I was talking to a founder friend of mine the other day, and she made a comment about her startup’s search for its first non-founder (aka, “professional”) CEO. She said the following about the nearly one-year recruiting process:
“Because every person in the search process had veto power, the process was inadvertently designed to go slowly and not produce the best candidate. We passed on plenty of candidates superior to the person we eventually hired because someone had a problem with them and we assumed we’d find someone better in the future. Eventually, the combination of search fatigue with dwindling cash compelled us to act so we locked in to the best person we had in-process at the time. In effect, the process wasn’t designed to hire the most qualified candidate, but the least objectionable one.”
In this case the failed process was catastrophic. The candidate they selected took the company in a different direction and my friend the founder was pushed out a few months later.
Here are some thoughts on how to create a CEO search process that produces the best, as opposed to the least objectionable, candidate:
- Set up a search committee that does not include the whole board, so you are not creating a process with a large number of people who have veto power.
- Write down what you want in a candidate in the form of a must-have, nice-to-have list. Don’t delegate writing the core of the job spec for your new CEO to an associate at your search firm, cutting and pasting from the last spec.
- Be mindful about the sequencing and timing of candidates. Ask to see calibration candidates first to get people warmed up. Try to cluster candidates. Try to have sure candidates see the search committee in a different orders. Slow down highly-qualified early candidates and speed up highly-qualified late entrants. Like it or not, timing matters enormously.
- Check some references before passing candidates beyond the committee. Do some blind reference checking before moving candidates to the next step in the process. There’s no point in having the group falling in love with a candidate only to discover they have poor reputation or dubious claims on their resume.

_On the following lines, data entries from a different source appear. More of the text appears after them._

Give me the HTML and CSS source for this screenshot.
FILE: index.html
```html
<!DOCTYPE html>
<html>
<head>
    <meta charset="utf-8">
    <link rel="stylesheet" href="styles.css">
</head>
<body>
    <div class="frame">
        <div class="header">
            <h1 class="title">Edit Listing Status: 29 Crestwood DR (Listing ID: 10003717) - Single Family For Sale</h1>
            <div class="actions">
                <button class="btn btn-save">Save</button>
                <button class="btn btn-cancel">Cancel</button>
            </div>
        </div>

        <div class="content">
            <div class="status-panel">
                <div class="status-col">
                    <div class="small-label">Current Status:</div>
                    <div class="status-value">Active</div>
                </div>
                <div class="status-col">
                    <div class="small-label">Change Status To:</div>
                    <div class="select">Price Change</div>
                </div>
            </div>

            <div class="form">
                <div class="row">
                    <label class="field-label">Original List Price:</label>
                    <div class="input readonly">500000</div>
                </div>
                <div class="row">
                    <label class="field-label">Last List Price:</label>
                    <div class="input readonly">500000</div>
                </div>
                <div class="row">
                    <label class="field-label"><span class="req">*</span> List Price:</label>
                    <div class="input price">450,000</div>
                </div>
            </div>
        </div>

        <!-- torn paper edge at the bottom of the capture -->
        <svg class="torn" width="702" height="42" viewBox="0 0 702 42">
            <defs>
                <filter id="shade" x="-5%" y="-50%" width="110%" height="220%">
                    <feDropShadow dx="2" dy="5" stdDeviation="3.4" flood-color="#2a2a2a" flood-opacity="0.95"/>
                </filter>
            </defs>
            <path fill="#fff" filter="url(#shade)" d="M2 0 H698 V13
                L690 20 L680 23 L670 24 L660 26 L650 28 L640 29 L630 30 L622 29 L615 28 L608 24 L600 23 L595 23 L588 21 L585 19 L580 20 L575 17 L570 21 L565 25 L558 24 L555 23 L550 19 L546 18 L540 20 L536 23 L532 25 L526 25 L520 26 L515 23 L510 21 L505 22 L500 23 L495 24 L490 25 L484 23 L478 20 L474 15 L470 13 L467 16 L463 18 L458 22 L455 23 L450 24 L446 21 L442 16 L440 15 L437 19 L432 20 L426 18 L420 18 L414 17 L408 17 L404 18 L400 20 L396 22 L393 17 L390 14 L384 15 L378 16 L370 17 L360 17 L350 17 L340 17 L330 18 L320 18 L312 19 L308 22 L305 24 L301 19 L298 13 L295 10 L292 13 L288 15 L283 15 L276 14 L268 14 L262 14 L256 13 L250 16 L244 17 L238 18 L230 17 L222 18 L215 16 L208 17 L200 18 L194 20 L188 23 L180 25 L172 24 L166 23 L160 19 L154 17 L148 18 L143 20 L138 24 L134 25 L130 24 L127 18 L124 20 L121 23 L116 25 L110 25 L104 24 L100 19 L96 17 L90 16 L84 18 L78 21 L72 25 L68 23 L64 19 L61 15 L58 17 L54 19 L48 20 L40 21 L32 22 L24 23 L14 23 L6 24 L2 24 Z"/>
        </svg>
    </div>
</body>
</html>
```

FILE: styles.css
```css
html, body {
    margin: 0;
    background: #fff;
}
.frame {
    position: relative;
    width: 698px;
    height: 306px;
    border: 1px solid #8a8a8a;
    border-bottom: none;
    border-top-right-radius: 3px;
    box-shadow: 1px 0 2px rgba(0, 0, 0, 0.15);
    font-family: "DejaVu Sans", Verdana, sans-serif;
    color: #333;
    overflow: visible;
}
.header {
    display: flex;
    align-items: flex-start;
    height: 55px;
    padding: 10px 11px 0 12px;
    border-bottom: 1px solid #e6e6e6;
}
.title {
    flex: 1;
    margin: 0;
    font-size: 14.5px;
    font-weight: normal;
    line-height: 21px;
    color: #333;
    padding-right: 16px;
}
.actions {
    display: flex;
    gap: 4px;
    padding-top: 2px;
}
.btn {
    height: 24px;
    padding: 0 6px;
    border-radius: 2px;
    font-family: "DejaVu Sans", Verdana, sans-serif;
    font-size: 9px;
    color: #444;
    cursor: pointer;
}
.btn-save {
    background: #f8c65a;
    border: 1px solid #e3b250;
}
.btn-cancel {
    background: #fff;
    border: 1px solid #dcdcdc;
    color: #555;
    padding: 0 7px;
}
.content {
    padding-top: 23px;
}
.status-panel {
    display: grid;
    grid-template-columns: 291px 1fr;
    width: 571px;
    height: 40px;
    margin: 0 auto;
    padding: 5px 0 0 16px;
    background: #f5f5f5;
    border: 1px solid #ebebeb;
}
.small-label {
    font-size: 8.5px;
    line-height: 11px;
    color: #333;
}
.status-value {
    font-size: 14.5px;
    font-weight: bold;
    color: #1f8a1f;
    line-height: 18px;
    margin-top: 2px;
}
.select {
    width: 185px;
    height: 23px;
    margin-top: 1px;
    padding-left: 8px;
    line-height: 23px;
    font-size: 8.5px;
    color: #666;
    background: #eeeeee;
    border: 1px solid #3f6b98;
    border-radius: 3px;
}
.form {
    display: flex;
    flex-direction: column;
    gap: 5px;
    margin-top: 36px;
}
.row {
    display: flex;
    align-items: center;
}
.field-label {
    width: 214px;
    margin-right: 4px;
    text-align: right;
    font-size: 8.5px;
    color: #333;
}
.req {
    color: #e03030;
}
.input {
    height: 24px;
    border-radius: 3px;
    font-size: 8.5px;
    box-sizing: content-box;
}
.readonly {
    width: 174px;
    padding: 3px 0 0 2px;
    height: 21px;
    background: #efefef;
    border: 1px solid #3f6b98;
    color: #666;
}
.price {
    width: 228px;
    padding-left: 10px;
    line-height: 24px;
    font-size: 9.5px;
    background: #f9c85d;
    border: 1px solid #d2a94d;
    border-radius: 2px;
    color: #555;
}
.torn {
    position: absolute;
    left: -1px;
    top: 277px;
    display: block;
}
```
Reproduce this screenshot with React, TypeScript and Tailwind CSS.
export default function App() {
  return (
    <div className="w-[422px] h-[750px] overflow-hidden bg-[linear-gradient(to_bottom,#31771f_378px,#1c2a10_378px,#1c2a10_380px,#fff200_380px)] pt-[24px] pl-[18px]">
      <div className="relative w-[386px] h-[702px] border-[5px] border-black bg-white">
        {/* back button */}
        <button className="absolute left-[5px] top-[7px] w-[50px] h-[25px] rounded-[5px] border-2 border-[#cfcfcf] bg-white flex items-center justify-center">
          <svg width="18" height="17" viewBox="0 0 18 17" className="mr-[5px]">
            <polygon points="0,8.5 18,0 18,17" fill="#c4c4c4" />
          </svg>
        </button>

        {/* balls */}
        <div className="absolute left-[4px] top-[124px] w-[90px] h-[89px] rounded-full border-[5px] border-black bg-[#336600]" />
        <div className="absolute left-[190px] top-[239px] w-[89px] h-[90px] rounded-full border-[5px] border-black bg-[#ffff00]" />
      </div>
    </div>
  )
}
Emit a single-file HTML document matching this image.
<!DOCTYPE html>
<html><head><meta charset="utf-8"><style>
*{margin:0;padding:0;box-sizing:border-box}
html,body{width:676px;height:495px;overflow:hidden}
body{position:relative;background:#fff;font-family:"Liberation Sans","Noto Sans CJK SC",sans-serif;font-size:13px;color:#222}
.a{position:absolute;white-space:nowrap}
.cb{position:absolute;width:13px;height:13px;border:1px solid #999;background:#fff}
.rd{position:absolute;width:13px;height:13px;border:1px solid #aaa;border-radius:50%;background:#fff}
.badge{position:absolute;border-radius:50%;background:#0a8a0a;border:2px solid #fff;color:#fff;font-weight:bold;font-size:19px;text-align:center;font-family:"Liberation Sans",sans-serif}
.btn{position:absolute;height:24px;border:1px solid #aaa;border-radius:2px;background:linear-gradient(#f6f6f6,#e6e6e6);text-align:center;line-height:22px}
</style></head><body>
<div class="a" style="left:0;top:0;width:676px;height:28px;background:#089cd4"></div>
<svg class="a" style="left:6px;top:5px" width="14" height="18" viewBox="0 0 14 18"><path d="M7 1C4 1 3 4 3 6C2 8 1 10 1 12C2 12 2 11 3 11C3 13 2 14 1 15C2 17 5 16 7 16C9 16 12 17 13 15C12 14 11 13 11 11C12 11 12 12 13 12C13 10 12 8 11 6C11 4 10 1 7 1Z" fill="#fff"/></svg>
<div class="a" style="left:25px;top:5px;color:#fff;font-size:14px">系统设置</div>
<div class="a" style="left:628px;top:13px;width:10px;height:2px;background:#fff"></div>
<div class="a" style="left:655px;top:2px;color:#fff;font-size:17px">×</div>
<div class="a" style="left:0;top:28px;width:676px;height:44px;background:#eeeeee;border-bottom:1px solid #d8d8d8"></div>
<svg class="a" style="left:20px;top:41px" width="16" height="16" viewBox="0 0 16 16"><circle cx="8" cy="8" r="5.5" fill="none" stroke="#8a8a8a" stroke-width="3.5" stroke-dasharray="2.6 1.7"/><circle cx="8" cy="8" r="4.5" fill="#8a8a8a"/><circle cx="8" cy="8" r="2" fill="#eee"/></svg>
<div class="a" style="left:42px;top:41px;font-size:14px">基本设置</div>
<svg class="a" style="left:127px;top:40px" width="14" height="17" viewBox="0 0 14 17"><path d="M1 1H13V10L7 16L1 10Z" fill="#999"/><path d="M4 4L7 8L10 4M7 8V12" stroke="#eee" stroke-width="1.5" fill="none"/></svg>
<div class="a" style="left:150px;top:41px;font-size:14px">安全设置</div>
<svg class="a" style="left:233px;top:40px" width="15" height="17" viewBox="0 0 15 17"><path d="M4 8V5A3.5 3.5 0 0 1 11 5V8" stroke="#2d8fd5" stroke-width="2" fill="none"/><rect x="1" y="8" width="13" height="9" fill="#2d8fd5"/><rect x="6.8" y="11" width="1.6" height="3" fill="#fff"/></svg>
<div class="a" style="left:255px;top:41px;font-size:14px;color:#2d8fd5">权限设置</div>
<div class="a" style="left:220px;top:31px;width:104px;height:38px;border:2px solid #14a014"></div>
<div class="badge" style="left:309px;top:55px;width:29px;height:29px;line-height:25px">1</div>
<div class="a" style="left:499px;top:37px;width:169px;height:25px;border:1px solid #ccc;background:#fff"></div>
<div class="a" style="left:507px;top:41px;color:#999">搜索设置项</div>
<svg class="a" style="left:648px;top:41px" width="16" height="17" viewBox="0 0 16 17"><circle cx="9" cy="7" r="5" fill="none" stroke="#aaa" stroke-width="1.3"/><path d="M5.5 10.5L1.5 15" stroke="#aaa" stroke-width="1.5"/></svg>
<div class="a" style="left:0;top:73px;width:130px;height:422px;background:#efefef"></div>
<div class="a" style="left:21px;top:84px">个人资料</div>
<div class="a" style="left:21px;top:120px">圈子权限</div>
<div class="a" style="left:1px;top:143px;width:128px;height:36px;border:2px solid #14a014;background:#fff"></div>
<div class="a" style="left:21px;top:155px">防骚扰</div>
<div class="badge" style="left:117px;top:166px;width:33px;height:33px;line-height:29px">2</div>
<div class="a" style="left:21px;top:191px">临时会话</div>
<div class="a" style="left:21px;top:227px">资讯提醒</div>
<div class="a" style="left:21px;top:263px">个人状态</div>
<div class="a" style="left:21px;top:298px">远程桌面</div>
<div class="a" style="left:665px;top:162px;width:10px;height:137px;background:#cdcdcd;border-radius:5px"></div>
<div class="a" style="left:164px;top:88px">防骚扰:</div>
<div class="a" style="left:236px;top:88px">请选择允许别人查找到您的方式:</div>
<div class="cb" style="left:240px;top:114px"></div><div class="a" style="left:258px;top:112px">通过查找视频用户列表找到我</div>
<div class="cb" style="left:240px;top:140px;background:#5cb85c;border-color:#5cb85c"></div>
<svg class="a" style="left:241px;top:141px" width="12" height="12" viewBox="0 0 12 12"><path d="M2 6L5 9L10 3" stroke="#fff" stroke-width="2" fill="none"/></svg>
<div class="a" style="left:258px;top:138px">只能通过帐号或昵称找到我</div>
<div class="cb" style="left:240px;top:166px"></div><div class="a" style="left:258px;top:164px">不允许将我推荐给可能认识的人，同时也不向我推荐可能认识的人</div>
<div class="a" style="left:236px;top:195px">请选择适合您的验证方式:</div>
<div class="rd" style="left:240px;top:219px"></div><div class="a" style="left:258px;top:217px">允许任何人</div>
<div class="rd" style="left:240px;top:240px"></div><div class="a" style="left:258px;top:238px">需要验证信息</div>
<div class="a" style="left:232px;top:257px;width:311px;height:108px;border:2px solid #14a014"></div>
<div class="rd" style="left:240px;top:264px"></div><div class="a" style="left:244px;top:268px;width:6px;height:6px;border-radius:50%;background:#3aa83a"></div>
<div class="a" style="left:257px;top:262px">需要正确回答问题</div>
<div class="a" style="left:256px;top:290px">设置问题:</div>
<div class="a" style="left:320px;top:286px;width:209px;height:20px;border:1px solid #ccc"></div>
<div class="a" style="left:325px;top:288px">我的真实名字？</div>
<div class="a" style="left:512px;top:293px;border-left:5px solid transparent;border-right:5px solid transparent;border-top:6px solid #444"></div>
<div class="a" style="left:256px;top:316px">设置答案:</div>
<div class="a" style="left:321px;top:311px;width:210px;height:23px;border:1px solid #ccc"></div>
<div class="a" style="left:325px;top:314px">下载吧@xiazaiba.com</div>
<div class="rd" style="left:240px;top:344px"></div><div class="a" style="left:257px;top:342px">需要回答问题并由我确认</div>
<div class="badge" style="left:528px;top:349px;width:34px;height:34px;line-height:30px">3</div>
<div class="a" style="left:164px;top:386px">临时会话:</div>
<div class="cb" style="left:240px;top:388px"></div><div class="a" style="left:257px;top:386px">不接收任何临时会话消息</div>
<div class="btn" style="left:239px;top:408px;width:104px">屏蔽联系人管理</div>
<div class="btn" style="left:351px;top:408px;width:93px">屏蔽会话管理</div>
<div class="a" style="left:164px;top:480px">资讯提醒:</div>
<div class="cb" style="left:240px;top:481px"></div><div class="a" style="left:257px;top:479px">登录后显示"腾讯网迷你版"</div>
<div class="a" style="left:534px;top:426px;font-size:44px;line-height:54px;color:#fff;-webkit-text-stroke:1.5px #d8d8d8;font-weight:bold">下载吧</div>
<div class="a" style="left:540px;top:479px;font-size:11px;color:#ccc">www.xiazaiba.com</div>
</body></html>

- Let candidates ask for additional interviews beyond a relatively small core team instead of defining a process where every candidate automatically sees every board member and executive staffer. You can learn a ton about candidates by who they ask, and don’t ask, to see.
- Ask candidates to present their plans for the company. While all of them should include 90 days of learning and assessment (think: “seek first to understand”) before taking action, virtually any qualified and engaged candidate has an 80% developed plan in their mind, so ask them to share it with you.
Hiring a CEO is a classic case in big-time decision-making. Setting up a committee where each person has veto power is absolutely the wrong move.
Rather than veto power, a better way is to set it up like a trial. A trial gives both the prosecution and the defense ample time to present their arguments.
I’ve always recommended when hiring a member of the senior team, to select your top three or four candidates, then hold a “mock trial” where you gather all the decision-makers in a room and then present each candidate one by one and have one person argue why they are the best candidate and another argue why they’re not. That way you will be guaranteed that everyone is vetted properly and you will have the best arguments for and against.
No one is perfect and no one will be a perfect fit. But, some flaws will be easier to live with than others. Unless you have both sides of the equation covered you are making a big mistake.